The magnetically soft fibers 14 are attached to the support 12 as by an adhesive. Normally a marker 10 will have the elements 14 secured by a second support member that overlies the first support member 12 and is adhered thereto as by adhesives, but for purposes of clarity and convenience, the invention will be described as using only one support member. In any case, the soft magnetic fibers 14 form a crisscross or checkerboard pattern with two perpendicular sets of fibers, which fibers are generally parallel to one another within each set. The magnetically soft fibers 14 have a coercivity of 0.1 to 0.8 Oe and a relative permeability of 20,000 to 150,000. Overlying the magnetically soft fibers 14 are a plurality of magnetically semi-hard chips 16 made of a material such as vicalloy (38% Fe, 50% Co and 12% V). Generally, the magnetically semi-hard chips will have a coercively of 50 to 250 Oersteds (Oe) and a remanence of 6,000 to 10,000 Gauss. For a marker 10 with a support member 12 having a dimension of 0.75 in.×1.2 in., the chips preferably have a size of 0.11 in.×0.11 in. to 0.14 in. ×0.14 in or a diameter of 0.11 in to 0.14 in. if circular. The closest distance between the centers of the chips is preferably 0.20 in to 0.25 in. The thickness of the chips 16 is approximately one mil. Although the chips 16 are shown in FIG. 1 as being rectangular, it has been found circular chips perform equally well. The chips 16 can also be irregularly shaped. The chips 16 are preferably made by rapid solidification methods such as splat cooling.

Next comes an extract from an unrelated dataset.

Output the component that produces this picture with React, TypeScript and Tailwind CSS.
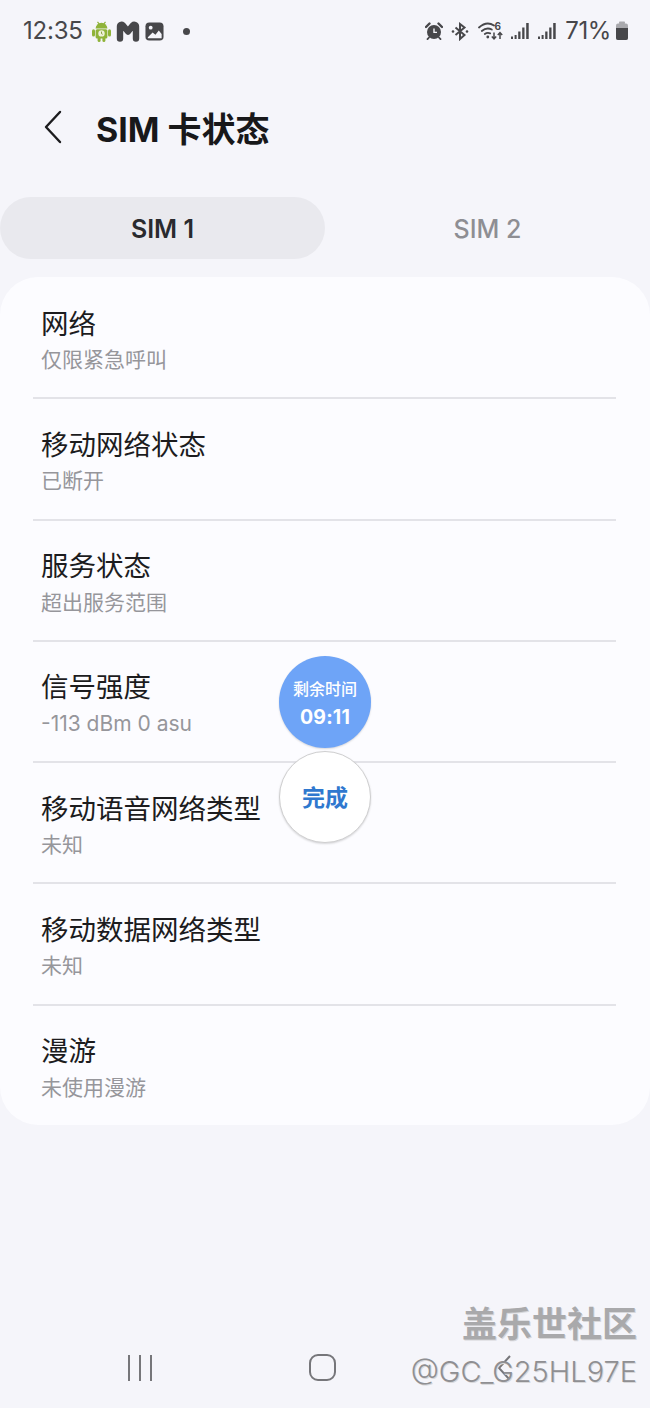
const FONT = "font-['Inter','Noto_Sans_CJK_SC',sans-serif]";

const rows = [
  { title: '网络', sub: '仅限紧急呼叫' },
  { title: '移动网络状态', sub: '已断开' },
  { title: '服务状态', sub: '超出服务范围' },
  { title: '信号强度', sub: '-113 dBm 0 asu' },
  { title: '移动语音网络类型', sub: '未知' },
  { title: '移动数据网络类型', sub: '未知' },
  { title: '漫游', sub: '未使用漫游' },
];

function AndroidIcon() {
  return (
    <svg width="19" height="21" viewBox="0 0 19 21">
      <path d="M3.6 7.6a5.9 5.9 0 0 1 11.8 0z" fill="#8fb339" />
      <path d="M5.5 0.8l1.8 2.4M13.5 0.8l-1.8 2.4" stroke="#8fb339" strokeWidth="1.2" />
      <rect x="3.6" y="8.2" width="11.8" height="9.2" rx="1.5" fill="#8fb339" />
      <rect x="0" y="8.2" width="3" height="7.4" rx="1.5" fill="#8fb339" />
      <rect x="16" y="8.2" width="3" height="7.4" rx="1.5" fill="#8fb339" />
      <rect x="5.6" y="16" width="3" height="5" rx="1.5" fill="#8fb339" />
      <rect x="10.4" y="16" width="3" height="5" rx="1.5" fill="#8fb339" />
      <circle cx="9.5" cy="12.4" r="3.2" fill="#eef0d8" />
      <path d="M9.5 10.6v2l1.2.7" stroke="#7b9a30" strokeWidth="0.9" fill="none" />
    </svg>
  );
}

function MailIcon() {
  return (
    <svg width="24" height="21" viewBox="0 0 24 21">
      <path
        d="M4 17.5V5.5c0-1.500 1.500-2.200 2.800-1.200L12 10.500l5-6.200c1.200-1.100 3-.4 3 1.200v12"
        fill="none"
        stroke="#47474a"
        strokeWidth="6.4"
        strokeLinecap="round"
        strokeLinejoin="round"
      />
    </svg>
  );
}

function PhotoIcon() {
  return (
    <svg width="19" height="19" viewBox="0 0 20 20">
      <rect x="0.5" y="0.5" width="19" height="19" rx="4" fill="#47474a" />
      <circle cx="6" cy="6" r="2" fill="#f5f5fa" />
      <path d="M3 16l5-5 3 2.500 3.500-4.500 3 3.500V17H3z" fill="#f5f5fa" />
    </svg>
  );
}

function AlarmIcon() {
  return (
    <svg width="18" height="18" viewBox="0 0 18 18">
      <circle cx="9" cy="10" r="7" fill="#47474a" />
      <path d="M1 5l3.500-3.500M17 5l-3.500-3.500" stroke="#47474a" strokeWidth="2.4" strokeLinecap="round" />
      <path d="M4 15.500l-1.500 1.700M14 15.500l1.500 1.700" stroke="#47474a" strokeWidth="1.800" strokeLinecap="round" />
      <path d="M9 6.500V10.400h3" stroke="#f5f5fa" strokeWidth="1.400" fill="none" />
    </svg>
  );
}

function BluetoothIcon() {
  return (
    <svg width="18" height="19" viewBox="0 0 18 19">
      <path d="M4.500 5.500l9 7.500L9 17V2l4.500 3.500-9 7.500" fill="none" stroke="#47474a" strokeWidth="2" />
      <circle cx="2" cy="9.500" r="1.300" fill="#47474a" />
      <circle cx="16" cy="9.500" r="1.300" fill="#47474a" />
    </svg>
  );
}

function WifiIcon() {
  return (
    <svg width="25" height="20" viewBox="0 0 25 20">
      <path d="M1 6.500C6 2 11.500 1.500 16 4.500" fill="none" stroke="#47474a" strokeWidth="1.800" strokeLinecap="round" />
      <path d="M3.800 10c3.500-3 7-3 10-1.500" fill="none" stroke="#47474a" strokeWidth="1.800" strokeLinecap="round" />
      <path d="M6.800 13c2-1.400 3.600-1.400 5.400-.6" fill="none" stroke="#47474a" strokeWidth="1.800" strokeLinecap="round" />
      <circle cx="9.800" cy="16" r="1.400" fill="#47474a" />
      <path d="M16 11.500v6.500m-2.200-2.400l2.200 2.400 2.200-2.400M22 18v-6.500m-2.200 2.400l2.200-2.400 2.200 2.400" fill="none" stroke="#47474a" strokeWidth="1.500" />
      <text x="16.500" y="8.500" fontSize="10" fontWeight="700" fill="#47474a" fontFamily="Inter, sans-serif">6</text>
    </svg>
  );
}

function SignalIcon() {
  return (
    <svg width="19" height="18" viewBox="0 0 19 18" className="text-[#47474a]">
      <rect x="0" y="14.500" width="2" height="2.500" fill="currentColor" />
      <rect x="3.600" y="13" width="2" height="4" fill="currentColor" />
      <rect x="7.200" y="9.500" width="2.300" height="7.500" fill="currentColor" />
      <rect x="11.200" y="5.500" width="2.300" height="11.500" fill="currentColor" />
      <rect x="15.200" y="1" width="2.500" height="16" fill="currentColor" />
    </svg>
  );
}

function BatteryIcon() {
  return (
    <svg width="14" height="20" viewBox="0 0 14 20">
      <rect x="4" y="0.500" width="6" height="2.500" rx="0.800" fill="#a9a9ad" />
      <rect x="1" y="2.500" width="12" height="16.500" rx="2" fill="#a9a9ad" />
      <path d="M1 7h12v10a2 2 0 0 1-2 2H3a2 2 0 0 1-2-2z" fill="#47474a" />
    </svg>
  );
}

function StatusBar() {
  return (
    <div className="flex h-[62px] items-center justify-between pl-[23px] pr-[21px]">
      <div className="flex items-center">
        <span className="w-[58px] text-[24px] tracking-[-0.2px] text-[#47474a]">12:35</span>
        <div className="ml-[11px] flex items-center gap-[5px]">
          <AndroidIcon />
          <MailIcon />
          <PhotoIcon />
        </div>
        <span className="ml-[19px] h-[7px] w-[7px] rounded-full bg-[#47474a]" />
      </div>
      <div className="flex items-center">
        <AlarmIcon />
        <div className="ml-[8px]"><BluetoothIcon /></div>
        <div className="ml-[9px]"><WifiIcon /></div>
        <div className="ml-[8px]"><SignalIcon /></div>
        <div className="ml-[8px]"><SignalIcon /></div>
        <span className="ml-[8px] text-[24px] tracking-[-0.4px] text-[#47474a]">71%</span>
        <div className="ml-[4px]"><BatteryIcon /></div>
      </div>
    </div>
  );
}

function Row({ title, sub, last }: { title: string; sub: string; last: boolean }) {
  return (
    <div className={`relative px-[41px] pt-[27.5px] ${last ? 'h-[120px]' : 'h-[121.3px]'}`}>
      <div className="text-[27.5px] leading-[38px] text-[#1c1c1e]">{title}</div>
      <div className="pt-[1.5px] text-[21px] leading-[32px] text-[#96969b]">{sub}</div>
      {!last && <div className="absolute -bottom-px left-[33px] right-[34px] h-[2px] bg-[#e3e3e8]" />}
    </div>
  );
}

export default function App() {
  return (
    <div className={`${FONT} relative h-[1408px] w-[650px] overflow-hidden bg-[#f5f5fa]`}>
      <StatusBar />

      <div className="flex h-[135px] items-center pb-[6px]">
        <svg width="20" height="34" viewBox="0 0 20 34" className="ml-[43px]">
          <path d="M17 2L3 17l14 15" fill="none" stroke="#1c1c1e" strokeWidth="2.400" strokeLinecap="round" strokeLinejoin="round" />
        </svg>
        <span className="ml-[33px] pt-[5px] text-[34px] font-bold text-[#18181a]">SIM 卡状态</span>
      </div>

      <div className="flex h-[62px]">
        <div className="flex w-[325px] items-center justify-center rounded-full bg-[#e9e9ee] pt-[3px] text-[25px] font-semibold text-[#2a2a2e]">
          SIM 1
        </div>
        <div className="flex w-[325px] items-center justify-center pt-[3px] text-[25px] font-medium text-[#8e8e93]">SIM 2</div>
      </div>

      <div className="mt-[18px] rounded-[38px] bg-[#fcfcff]">
        {rows.map((row, i) => (
          <Row key={row.title} title={row.title} sub={row.sub} last={i === rows.length - 1} />
        ))}
      </div>

      {/* floating timer */}
      <div className="absolute left-[279px] top-[656px] flex h-[92px] w-[92px] flex-col items-center justify-center rounded-full bg-[#6ea4f7] pt-[3px] text-white shadow-[0_1px_2px_rgba(0,0,0,0.15)]">
        <div className="text-[16px] font-medium leading-[20px]">剩余时间</div>
        <div className="mt-[6px] text-[19.5px] font-bold leading-[24px] tracking-[0.2px]">09:11</div>
      </div>
      <div className="absolute left-[279px] top-[751px] flex h-[92px] w-[92px] items-center justify-center rounded-full border border-[#cfcfd0] bg-white pt-[3px] text-[23px] font-bold text-[#2f78cf] shadow-[0_1px_2px_rgba(0,0,0,0.15)]">
        完成
      </div>

      {/* nav bar */}
      <div className="absolute bottom-0 left-0 right-0 flex h-[80px] items-center pb-[1px]">
        <div className="ml-[128px] flex gap-[9px]">
          <span className="h-[26px] w-[2px] bg-[#76767a]" />
          <span className="h-[26px] w-[2px] bg-[#76767a]" />
          <span className="h-[26px] w-[2px] bg-[#76767a]" />
        </div>
        <div className="ml-[157px] h-[27px] w-[27px] rounded-[9px] border-2 border-[#76767a]" />
        <svg width="16" height="28" viewBox="0 0 16 28" className="ml-[161px]">
          <path d="M13 2L2 14l11 12" fill="none" stroke="#76767a" strokeWidth="2" />
        </svg>
      </div>

      {/* watermark */}
      <div className="absolute right-[13px] top-[1303px] flex flex-col items-end text-[#a5a5a8] [text-shadow:1px_1px_0_#d8d8da]">
        <div className="text-[35px] font-semibold leading-[42px] text-[#a9a9ab]">盖乐世社区</div>
        <div className="pt-[6px] text-[29px] font-light leading-[42px] text-[#8f8f92]">@GC_G25HL97E</div>
      </div>
    </div>
  );
}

As can be seen, the magnetically semi-hard chips 16 are aligned in a plurality of diagonally extending rows 20 relative to the patterned magnetically soft fibers 14, five such of magnetically semi-hard chips being seen in FIG. 1 with two to six chips in each row. The rows 20 of chips 16 are generally parallel to one another and overlap of the fibers 14. Such a marker 10 is readily deactivated in a magnetic field of 50 to 250 Oe. This is substantially less of a field than if the markers were made of hard magnetic materials.

A sheet of one mill thick vicalloy was cut into chips 16 of a size 0.12 in.×0.12 in. and placed on a support 12. The magnetically soft fibers 14 were then placed on the support 12 in a crisscross pattern. Both the chips 16 and the fibers 14 were secured to the support member by an adhesive. This marker was placed in an interrogation zones where the field varied from approximately 1 Oe to 2 Oe and was readily detectable. The marker was then placed in a magnetic field of 100 Oe which magnetized the magnetically semi-hard chips. After such magnetization, the marker 10 was no longer detectable in an interrogation zone.

With the chips located on the marker 10 in bands with a diagonal configuration relative to the fibers 14 as seen in FIG. 1, after magnetization of the chips the flux from the chips biases the fibers 14 oriented along the x-direction as well as the fibers oriented along the y-direction. This diagonal configuration of chips 16 completely deactivates a marker with a criss-cross pattern of fibers 14.

With the diagonal magnetically semi-hard chips 16 cut into small pieces as is shown in FIG. 1, the amount of material required is reduced so that there is only 27%-33% coverage of the support member 12. This configuration works for any direction of magnetization. It also possesses translational symmetry.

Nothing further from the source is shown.